Our tutor, Dr. Andrew Blades, used to work at the library and was able to pull some strings to see some special pieces from the library's collection. We walked to the Bodleian Science Library and got to go into the basement past the signs that say "Staff Only." Dr. Judith Priestman had about ten treasures laid out for us to look at. Unfortunately, we were not allowed to take pictures because of the copyright being owned by the university. We read a draft of an angry letter by Ezra Pound complaining about the university, an excerpt from T.S. Eliot's "The Waste Land" edited by his wife Vivienne, lists of similes that Raymond Carver typed up, Edward Thomas's hand-written copy of his poem "The Rain," a poem by W.H, Auden, Thomas Hardy's original "The Darkling Thrush," and sketches by J.R.R. Tolkien.

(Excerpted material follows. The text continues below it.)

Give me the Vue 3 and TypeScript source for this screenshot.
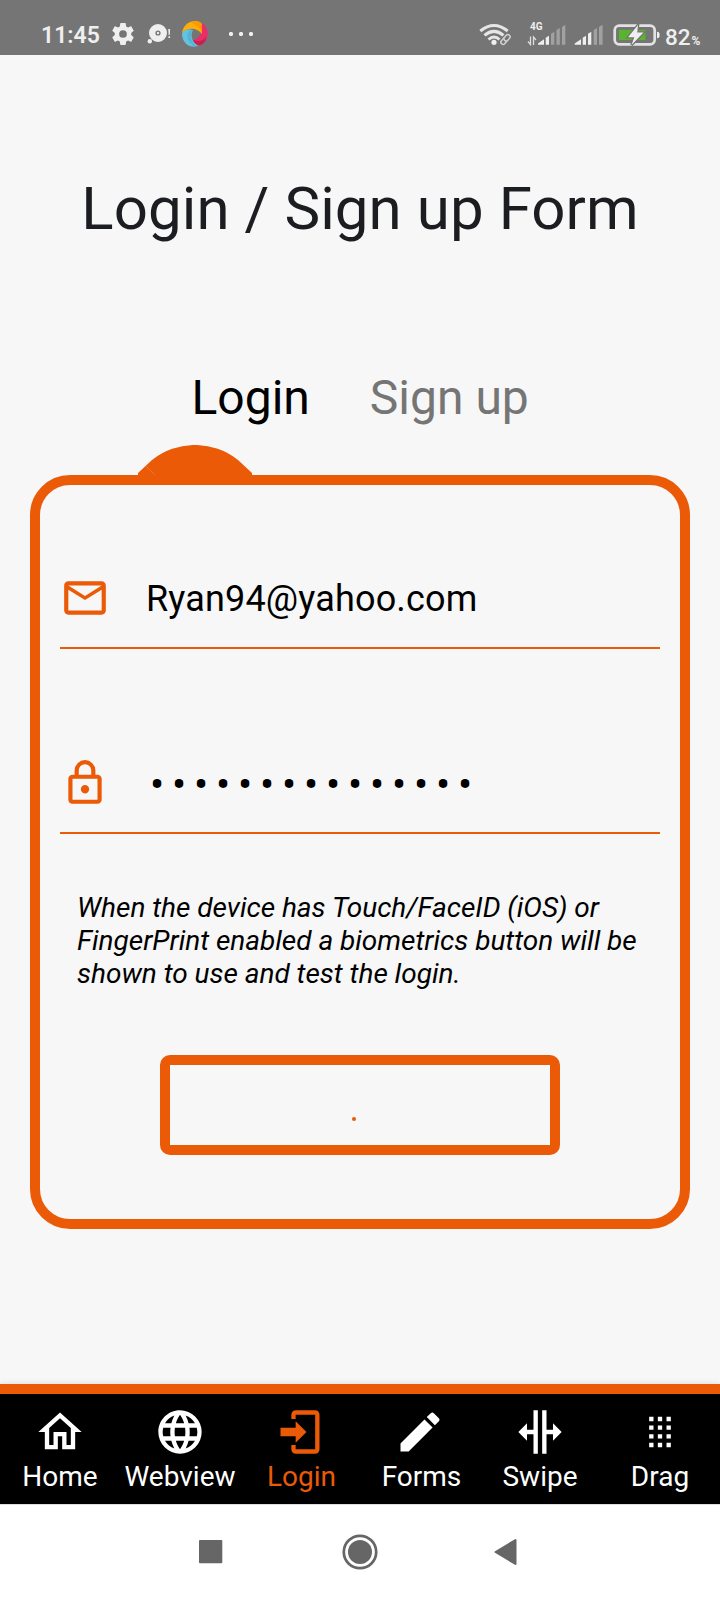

The curator said that if we wanted to see Tolkien's actual manuscripts we'd have to go to a small, Catholic university in America called Marquette. She was surprised when I said that Marquette was only ten minutes from my house.
Tony, Pam, Koti, and Anita heading into the library |
What was most powerful about this experience was the reminder that poetry happens with people sitting in front of a blank sheet of paper, that it's filled with cross-outs and questions, it rarely just pours out perfectly the first time. By the time a poem makes it into an anthology many other processes have taken place first.